In a late August joint statement, the four chambers argued that “any level of an increase in the [de minimis threshold] in Canada (currently CA$20) would be unwelcomed for retailers and raising the de minimis level to $200 would lead to massive increases in cross-border purchases negatively affecting retailers in items such as apparel, footwear, books, toys, consumer electronics and housewares, most of which are priced below $200 and easily shipped.”

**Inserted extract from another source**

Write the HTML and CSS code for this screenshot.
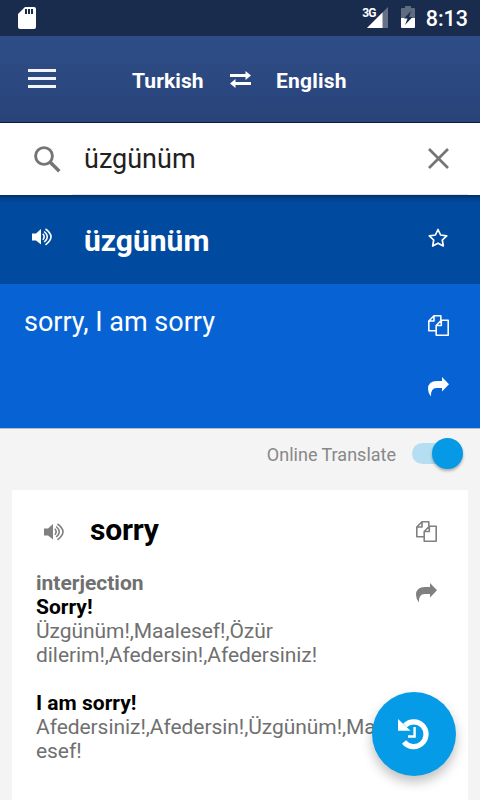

Boeing-Bombardier dispute takes off

The trade dispute initiated by Boeing over Canada’s alleged subsidies to plane-maker Bombardier escalated in several ways this past week. Boeing International President Marc Allen defended his company’s trade action against Bombardier, saying Boeing would not back down, and urged Canada to stop linking the potential purchase of 18 Super Hornets to the subsidies dispute. Prime Minister Trudeau flatly rejected Allen’s comments and released a statement that “Canada is reviewing current military procurement that relates to Boeing, as Boeing is pursuing unfair and aggressive trade action against the Canadian aerospace sector. Meanwhile, Boeing receives billions in support from U.S. federal, state and local governments.” Trudeau also called Missouri governor Eric Greitens (where the Super Hornets are assembled) to remind him that 164,000 jobs in that state depend on trade with Canada. Finally, Canadian government officials disclosed they recently visited Australia to see if that country’s surplus F/A-18s could fill Canada’s needs for an interim fighter.

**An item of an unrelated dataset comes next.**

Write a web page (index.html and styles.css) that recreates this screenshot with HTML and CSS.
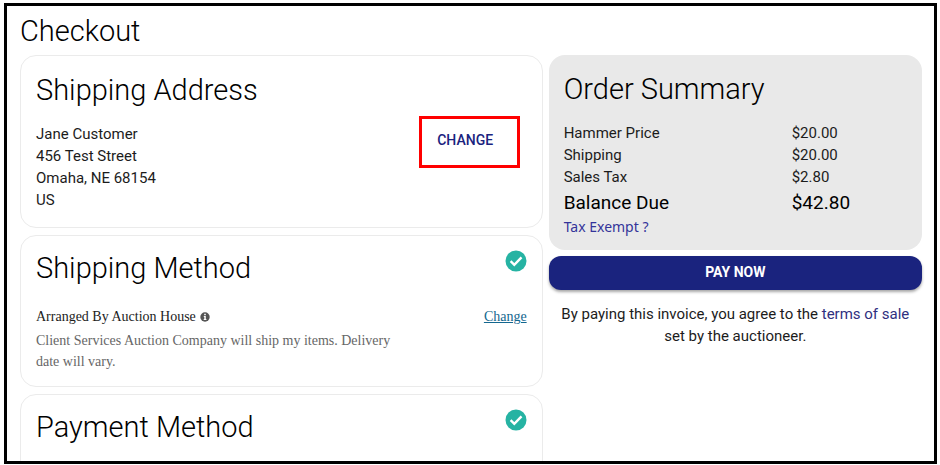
FILE: index.html
```html
<!DOCTYPE html>
<html lang="en">
<head>
  <meta charset="UTF-8" />
  <meta name="viewport" content="width=device-width, initial-scale=1.0" />
  <title>Checkout</title>
  <link rel="stylesheet" href="styles.css">
</head>
<body>
  <div class="frame">
    <h1>Checkout</h1>

    <div class="columns">
      <main class="steps">
        <section class="card">
          <h2>Shipping Address</h2>
          <div class="address-row">
            <address>
              Jane Customer<br>
              456 Test Street<br>
              Omaha, NE 68154<br>
              US
            </address>
            <button type="button" class="change-btn">CHANGE</button>
          </div>
        </section>

        <section class="card card-done">
          <div class="card-head">
            <h2>Shipping Method</h2>
            <svg class="check" viewBox="0 0 22 22" aria-hidden="true">
              <circle cx="11" cy="11" r="10.5" />
              <path d="M5.6 11.2l3.7 3.6 7.2-7.4" />
            </svg>
          </div>
          <div class="method">
            <div class="method-row">
              <span class="method-name">Arranged By Auction House
                <svg class="info" viewBox="0 0 10 10" aria-hidden="true">
                  <circle cx="5" cy="5" r="4.7" />
                  <path d="M4.2 1.8h1.6v1.4H4.2zM3.8 4.1h2v2.8h.6v1H3.7v-1h.6V5h-.5z" />
                </svg>
              </span>
              <a href="#" class="change-link">Change</a>
            </div>
            <p class="method-note">Client Services Auction Company will ship my items. Delivery date will vary.</p>
          </div>
        </section>

        <section class="card card-done">
          <div class="card-head">
            <h2>Payment Method</h2>
            <svg class="check" viewBox="0 0 22 22" aria-hidden="true">
              <circle cx="11" cy="11" r="10.5" />
              <path d="M5.6 11.2l3.7 3.6 7.2-7.4" />
            </svg>
          </div>
        </section>
      </main>

      <aside class="side">
        <section class="summary">
          <h2>Order Summary</h2>
          <table>
            <tr><th scope="row">Hammer Price</th><td>$20.00</td></tr>
            <tr><th scope="row">Shipping</th><td>$20.00</td></tr>
            <tr><th scope="row">Sales Tax</th><td>$2.80</td></tr>
            <tr class="total"><th scope="row">Balance Due</th><td>$42.80</td></tr>
          </table>
          <a href="#" class="exempt">Tax Exempt ?</a>
        </section>
        <button type="button" class="pay-btn">PAY NOW</button>
        <p class="terms">By paying this invoice, you agree to the <a href="#">terms of sale</a> set by the auctioneer.</p>
      </aside>
    </div>
  </div>
</body>
</html>
```

FILE: styles.css
```css
* { box-sizing: border-box; }
body { margin: 0; padding: 3px 3px 1px 4px; background: #fff; color: #1c1c1c; font: 15px/22px Roboto, "Liberation Sans", sans-serif; }
h1, h2 { margin: 0; font-size: 29px; line-height: 36px; font-weight: 300; color: #000; }
a { color: #303080; text-decoration: none; }
p { margin: 0; }

.frame { height: calc(100vh - 4px); overflow: hidden; border: 3px solid #000; padding: 7px 12px 0 13px; }
.columns { display: grid; grid-template-columns: 7fr 5fr; gap: 6px; align-items: start; margin-top: 6px; }
.steps { display: grid; gap: 7px; }

.card { border: 1px solid #ebebeb; border-radius: 16px; padding: 16px 15px; }
.card-done { min-height: 152px; padding: 14px 15px; }
.card-head { display: flex; justify-content: space-between; align-items: flex-start; }
.address-row { display: flex; justify-content: space-between; align-items: flex-start; margin-top: 15px; }
address { font-style: normal; }
.change-btn { width: 101px; height: 52px; margin: -7px 7px 0 0; padding: 0 8px 4px 0; background: none; border: 3px solid #f00; color: #1a237e; font: 500 14px/20px Roboto, sans-serif; }
.check { width: 22px; height: 22px; }
.check circle { fill: #26b3a3; }
.check path { fill: none; stroke: #fff; stroke-width: 2.4; }

.method { margin-top: 20px; font-family: "Liberation Serif", serif; font-size: 14px; line-height: 21px; }
.method-row { display: flex; justify-content: space-between; }
.info { width: 10px; height: 10px; margin-left: 1px; vertical-align: -1px; }
.info circle { fill: #555; }
.info path { fill: #fff; }
.change-link { color: #14678f; text-decoration: underline; }
.method-note { max-width: 376px; margin-top: 3px; color: #666; }

.summary { background: #e9e9e9; border-radius: 16px; padding: 16px 15px 13px; }
.summary table { width: 100%; margin-top: 15px; border-collapse: collapse; table-layout: fixed; }
.summary th, .summary td { padding: 0; text-align: left; font-weight: 400; }
.summary th { width: 228px; }
.summary .total { font-size: 19px; line-height: 29px; color: #000; }
.exempt { display: block; font-family: "Noto Sans", sans-serif; font-size: 14px; line-height: 20px; color: #34349a; }

.pay-btn { display: block; width: 100%; height: 34px; margin-top: 6px; padding: 0 0 2px; border: 0; border-radius: 12px; background: #1a237e; color: #fff; font: 700 14px/20px Roboto, sans-serif; box-shadow: 0 2px 3px rgba(0,0,0,0.35); }
.terms { margin-top: 13px; padding: 0 8px; text-align: center; }
```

Conservatives offer strings-attached support

Under former interim leader Rona Ambrose, the federal Conservatives signed on to the Trudeau government’s Team Canada “charm offensive” to reach out to U.S. cabinet secretaries, key elected officials in the U.S. House and Senate and state governments that trade heavily with Canada. Under Andrew Scheer, this support will continue, but with some pointed nuances. This past weekend, newly-minted Conservative Shadow Foreign Affairs Minister Erin O’Toole said his party would offer non-partisan support to the government in the NAFTA talks, but has no time for the government’s “virtue signaling” on such issues as gender equality, Indigenous rights and environmental protection that Canada has raised as bargaining priorities.

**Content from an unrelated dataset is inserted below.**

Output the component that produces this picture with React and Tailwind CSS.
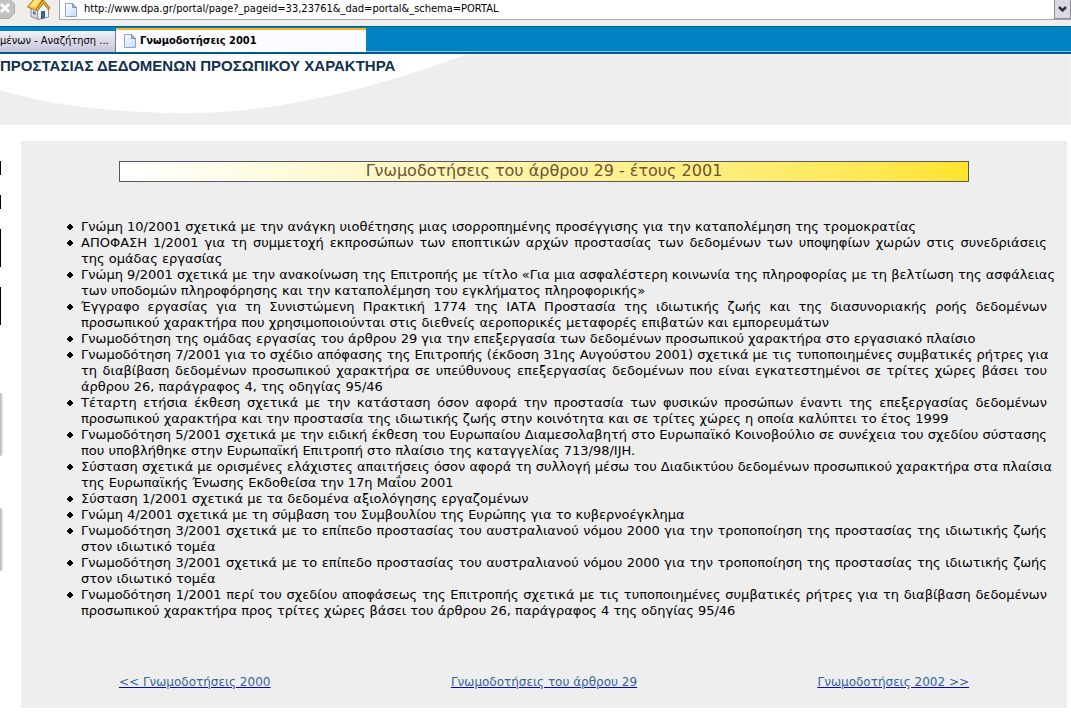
// Each opinion is a list of lines, kept apart on wide windows and run together on narrow ones
const opinions = [
  ['Γνώμη 10/2001 σχετικά με την ανάγκη υιοθέτησης μιας ισορροπημένης προσέγγισης για την καταπολέμηση της τρομοκρατίας'],
  [
    'ΑΠΟΦΑΣΗ 1/2001 για τη συμμετοχή εκπροσώπων των εποπτικών αρχών προστασίας των δεδομένων των υποψηφίων χωρών στις συνεδριάσεις',
    'της ομάδας εργασίας',
  ],
  [
    'Γνώμη 9/2001 σχετικά με την ανακοίνωση της Επιτροπής με τίτλο «Για μια ασφαλέστερη κοινωνία της πληροφορίας με τη βελτίωση της ασφάλειας',
    'των υποδομών πληροφόρησης και την καταπολέμηση του εγκλήματος πληροφορικής»',
  ],
  [
    'Έγγραφο εργασίας για τη Συνιστώμενη Πρακτική 1774 της ΙΑΤΑ Προστασία της ιδιωτικής ζωής και της διασυνοριακής ροής δεδομένων',
    'προσωπικού χαρακτήρα που χρησιμοποιούνται στις διεθνείς αεροπορικές μεταφορές επιβατών και εμπορευμάτων',
  ],
  ['Γνωμοδότηση της ομάδας εργασίας του άρθρου 29 για την επεξεργασία των δεδομένων προσωπικού χαρακτήρα στο εργασιακό πλαίσιο'],
  [
    'Γνωμοδότηση 7/2001 για το σχέδιο απόφασης της Επιτροπής (έκδοση 31ης Αυγούστου 2001) σχετικά με τις τυποποιημένες συμβατικές ρήτρες για',
    'τη διαβίβαση δεδομένων προσωπικού χαρακτήρα σε υπεύθυνους επεξεργασίας δεδομένων που είναι εγκατεστημένοι σε τρίτες χώρες βάσει του',
    'άρθρου 26, παράγραφος 4, της οδηγίας 95/46',
  ],
  [
    'Τέταρτη ετήσια έκθεση σχετικά με την κατάσταση όσον αφορά την προστασία των φυσικών προσώπων έναντι της επεξεργασίας δεδομένων',
    'προσωπικού χαρακτήρα και την προστασία της ιδιωτικής ζωής στην κοινότητα και σε τρίτες χώρες η οποία καλύπτει το έτος 1999',
  ],
  [
    'Γνωμοδότηση 5/2001 σχετικά με την ειδική έκθεση του Ευρωπαίου Διαμεσολαβητή στο Ευρωπαϊκό Κοινοβούλιο σε συνέχεια του σχεδίου σύστασης',
    'που υποβλήθηκε στην Ευρωπαϊκή Επιτροπή στο πλαίσιο της καταγγελίας 713/98/IJH.',
  ],
  [
    'Σύσταση σχετικά με ορισμένες ελάχιστες απαιτήσεις όσον αφορά τη συλλογή μέσω του Διαδικτύου δεδομένων προσωπικού χαρακτήρα στα πλαίσια',
    'της Ευρωπαϊκής Ένωσης Εκδοθείσα την 17η Μαΐου 2001',
  ],
  ['Σύσταση 1/2001 σχετικά με τα δεδομένα αξιολόγησης εργαζομένων'],
  ['Γνώμη 4/2001 σχετικά με τη σύμβαση του Συμβουλίου της Ευρώπης για το κυβερνοέγκλημα'],
  [
    'Γνωμοδότηση 3/2001 σχετικά με το επίπεδο προστασίας του αυστραλιανού νόμου 2000 για την τροποποίηση της προστασίας της ιδιωτικής ζωής',
    'στον ιδιωτικό τομέα',
  ],
  [
    'Γνωμοδότηση 3/2001 σχετικά με το επίπεδο προστασίας του αυστραλιανού νόμου 2000 για την τροποποίηση της προστασίας της ιδιωτικής ζωής',
    'στον ιδιωτικό τομέα',
  ],
  [
    'Γνωμοδότηση 1/2001 περί του σχεδίου αποφάσεως της Επιτροπής σχετικά με τις τυποποιημένες συμβατικές ρήτρες για τη διαβίβαση δεδομένων',
    'προσωπικού χαρακτήρα προς τρίτες χώρες βάσει του άρθρου 26, παράγραφος 4 της οδηγίας 95/46',
  ],
];

const PageIcon = () => (
  <svg width="12" height="14" viewBox="0 0 12 14" className="shrink-0" aria-hidden="true">
    <defs>
      <linearGradient id="paper" x1="0" y1="0" x2="1" y2="1">
        <stop offset="0" stopColor="#ffffff" />
        <stop offset="1" stopColor="#c3dafa" />
      </linearGradient>
    </defs>
    <path d="M0.5 0.5H7.5L11.5 4.5V13.5H0.5Z" fill="url(#paper)" stroke="#8fa3d6" />
    <path d="M7.5 0.5V4.5H11.5Z" fill="#a9c8f5" stroke="#6f8fd0" />
  </svg>
);

const StopIcon = () => (
  <svg width="16" height="20" viewBox="0 0 16 20" aria-hidden="true">
    <path d="M-4 -1H9.5L14.5 4V13L9.5 18.5H-4Z" fill="#c2c2c2" stroke="#acacac" />
    <path d="M1 4L9 12M9 4L1 12" stroke="#ffffff" strokeWidth="3" />
  </svg>
);

const HomeIcon = () => (
  <svg width="24" height="20" viewBox="0 0 24 20" aria-hidden="true">
    <path d="M4 7L11 9V19.5L4 16.5Z" fill="#d5d9e2" stroke="#8b909b" />
    <path d="M10.5 10L16.5 3L21.5 9V17L11 19.5Z" fill="#f6f7fa" stroke="#8b909b" />
    <path d="M0.5 7L8 -2H16L9.5 10.5Z" fill="#f6c944" stroke="#a97713" />
    <path d="M3 6L8.5 -1H14L9 7Z" fill="#ffe27a" />
    <path d="M9.5 10.5L16 1.5L22.5 9" fill="none" stroke="#a97713" strokeWidth="3" />
    <path d="M10 10L16 1.5L22 8.5" fill="none" stroke="#f9d35b" />
    <path d="M14.5 11.5H17.5V17.5L14.5 18.5Z" fill="#3e6fae" stroke="#2b4c80" />
    <path d="M6 11L8.5 12V15L6 14Z" fill="#4a78b8" />
  </svg>
);

const Bullet = () => (
  <svg width="7" height="7" viewBox="0 0 7 7" className="mt-1 shrink-0" aria-hidden="true">
    <path d="M2 1H4V2H5V3H6V5H5V6H4V7H2V6H1V5H0V3H1V2H2Z" fill="#000" />
  </svg>
);

const BrowserChrome = () => (
  <header className="font-['DejaVu_Sans_Condensed','DejaVu_Sans',sans-serif] text-[11px] text-black">
    <div className="flex h-[26px] items-start bg-[#efeeeb]">
      <button type="button" aria-label="Stop" className="w-6">
        <StopIcon />
      </button>
      <button type="button" aria-label="Home" className="w-[35px] pl-[3px]">
        <HomeIcon />
      </button>
      <div className="flex h-5 flex-1 items-center border-b border-l border-[#a5a5ad] bg-white pl-[5px]">
        <PageIcon />
        <input
          type="text"
          aria-label="Address"
          defaultValue="http://www.dpa.gr/portal/page?_pageid=33,23761&_dad=portal&_schema=PORTAL"
          className="ml-[7px] h-4 min-w-0 flex-1 bg-transparent outline-none"
        />
        <button
          type="button"
          aria-label="Show history"
          className="flex h-[19px] w-[17px] items-center justify-center border border-t-0 border-[#8d8d9b] bg-[#d9d9e3]"
        >
          <svg width="9" height="7" viewBox="0 0 9 7" aria-hidden="true">
            <path d="M1 1L4.5 4.5L8 1" fill="none" stroke="#33333b" strokeWidth="2.5" />
          </svg>
        </button>
      </div>
    </div>
    <nav className="flex h-7 items-end border-t border-b-2 border-[#005a8e] bg-[#0081c3]">
      <a
        href="#search"
        className="flex h-[21px] w-[116px] items-center border-r border-[#77778b] bg-linear-to-b from-[#f2f2f7] to-[#c4c4da] whitespace-nowrap"
      >
        μένων - Αναζήτηση ...
      </a>
      <a
        href="#opinions"
        className="flex h-6 w-[250px] items-center border-t-2 border-[#ffb01f] bg-[#fcfbff] pl-2 font-bold"
      >
        <PageIcon />
        <span className="ml-1">Γνωμοδοτήσεις 2001</span>
      </a>
      <div className="h-full flex-1 border-b border-[#8cc3e2]" />
    </nav>
  </header>
);

const Banner = () => (
  <div className="grid h-[71px] overflow-hidden border-r-2 border-[#f3f0ea] bg-[#eeeeee]">
    <svg width="480" height="71" viewBox="0 0 480 71" className="col-start-1 row-start-1" aria-hidden="true">
      <path d="M0 0H467C420 18 300 59 190 59C120 59 50 52 0 36Z" fill="#fff" />
    </svg>
    <h1 className="z-10 col-start-1 row-start-1 flex h-6 items-center font-['Liberation_Sans',Arial,sans-serif] text-[15px] font-bold whitespace-nowrap text-[#12304f]">
      ΠΡΟΣΤΑΣΙΑΣ ΔΕΔΟΜΕΝΩΝ ΠΡΟΣΩΠΙΚΟΥ ΧΑΡΑΚΤΗΡΑ
    </h1>
  </div>
);

// Right edge of the side menu that stays in view
const SideEdge = () => (
  <div className="w-[21px] shrink-0 pt-5">
    <div className="flex flex-col gap-5">
      <div className="h-3.5 w-px bg-black" />
      <div className="h-3.5 w-px bg-black" />
      <div className="h-[38px] w-px bg-black" />
      <div className="h-[38px] w-px bg-black" />
    </div>
    <div className="mt-[68px] flex flex-col gap-[52px]">
      <div className="h-[63px] w-[3px] rounded-r-sm bg-linear-to-r from-[#b5b5b5] to-[#eeeeee]" />
      <div className="h-[63px] w-[3px] rounded-r-sm bg-linear-to-r from-[#b5b5b5] to-[#eeeeee]" />
    </div>
  </div>
);

const App = () => (
  <div className="min-h-screen overflow-hidden bg-white">
    <BrowserChrome />
    <Banner />
    <div className="flex pt-4 pr-1">
      <SideEdge />
      <main className="min-w-0 flex-1 bg-[#eeeeee] pt-5 pb-[18px] font-['DejaVu_Sans',sans-serif] text-[12px] leading-4 text-black">
        <h2 className="mx-[98px] h-[21px] border border-[#56566b] bg-linear-to-r from-white via-[#fff3a0] to-[#ffe428] text-center text-[16px] leading-[18px] text-[#6b5339]">
          Γνωμοδοτήσεις του άρθρου 29 - έτους 2001
        </h2>
        <ul className="mt-[37px] pr-5 pl-[46px] text-[13px] leading-4">
          {opinions.map((lines, i) => (
            <li key={i} className="flex gap-[7px]">
              <Bullet />
              <p className="min-w-0 flex-1 text-justify">
                {lines.map((line, j) => (
                  <span
                    key={j}
                    className="min-[1060px]:block min-[1060px]:whitespace-nowrap min-[1060px]:not-last:[text-align-last:justify]"
                  >
                    {line}{' '}
                  </span>
                ))}
              </p>
            </li>
          ))}
        </ul>
        <nav className="mx-[98px] mt-[55px] flex justify-between text-[#336699] underline decoration-[#0000ee]">
          <a href="#2000">&lt;&lt; Γνωμοδοτήσεις 2000</a>
          <a href="#article29">Γνωμοδοτήσεις του άρθρου 29</a>
          <a href="#2002">Γνωμοδοτήσεις 2002 &gt;&gt;</a>
        </nav>
      </main>
    </div>
  </div>
);

export default App;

As for the government’s objective of making progress on labour rights and higher pay, O’Toole said the Conservatives are on the same page as the government, and that NAFTA should strive to seek ways to elevate Mexican workers with higher pay, better working conditions and stronger benefits, such as workers’ compensation. Environment and Climate Change Minister Catherine McKenna responded angrily on Facebook to O’Toole, saying that she was “done” with “ridiculous” Conservative language on the environment: “Climate change is real and environmental protection is essential. It is time for the Conservatives to understand the message.”

Mexico City round 2 recap

In the first round of negotiations in Washington, the various sectoral teams often ended before their allotted time. In this second round, the anticipation was that the pace would be ramped up, but even in the days prior to the round beginning, those expectations were tamped down significantly. The slowpoke here is the U.S. team, which has its hands tied by two separate bosses – the President and Congress, meaning that they do not have sufficient time for the clearance and approval process for U.S. positions between rounds. These realities, plus the demands of the Trade Promotion Authority requirements have created a drag effect that was not fully anticipated or appreciated by the United States as they designed this schedule. In Mexico City, this resulted in Canada and Mexico complaining that the U.S. had still not put its detailed asks on the table in several areas.

As expected by most trade watchers, Canada is proving itself to be a tough negotiator. Remembering back to the TPP talks, Canada was frequently criticized by the USTR for slow-walking negotiations and appearing unwilling to address specific issues. This is a tactic, long and successfully employed by the Canadian trade team. The Americans are reportedly yet again frustrated by Canada, but perhaps the real difference in this set of negotiations is how frustrating the Americans have become.

In their joint statement at the end of the Mexico session, the three country’s Ministers/Secretaries said that “more than two dozen working groups” and had “exchanged information and proposals. In several groups, this engagement resulted in the consolidation of proposals into a single text which the teams will continue to work on during subsequent negotiation rounds.”

Some highlights on the specifics:
• The United States is intent on adding a domestic content requirement to the agreement’s rules of origin for autos and auto parts to boost more manufacturing in the U.S. Both Canada and Mexico oppose a country-specific rule of origin, as do the U.S. automakers, who fear the administrative burdens and costs resulting from a country-specific rule. On the regional value content requirement (North America vs Europe/Asia), the U.S. is said to be considering a level of 70%-80%, but has not yet tabled specific numbers.

• On the labour mobility front, Canada wants the U.S. to abandon state-based “right to work” laws, and is pushing for greater U.S. visa access under NAFTA for Canadian professionals working in the U.S. Given its sensitivities around immigration, the U.S. is resistant to Canada’s visa demands.

• Both Canada and Mexico are determined to retain some form of independent dispute settlement for trade remedies; the U.S. is equally committed to terminating this mechanism.

• Agriculture remains a stalemate with the U.S. targeting Canadian supply management, and Canada defending it stoutly. It should be noted that in both the CETA and TPP negotiations, Canada defended its supply-managed sectors until the end of the process, when it relented marginally in selected industries.

• The U.S. has not yet moved on its commitment to tougher Buy America and procurement rules.

• There appears to have been progress in Mexico City on a digital commerce chapter for NAFTA, but few details are yet available. Going into the talks, all three sides had agreed that the absence of such a chapter in the agreement needed to be rectified.

On to Ottawa…

Round 3 of the negotiations is slated for Ottawa September 23-27. Mexico City produced several consolidated chapters of a draft agreement for more substantive discussions, and the extra time will give the Americans more time to get their proposed positions nailed down. This likely means that Ottawa will be the first time the parties actually engage in negotiations on the thornier issues. With the House of Commons back in session on September 18th, just five days before the Ottawa round, opposition parties will be after the government to commit publicly to defend Canadian interests, to push this specific interest, and not to give in on others.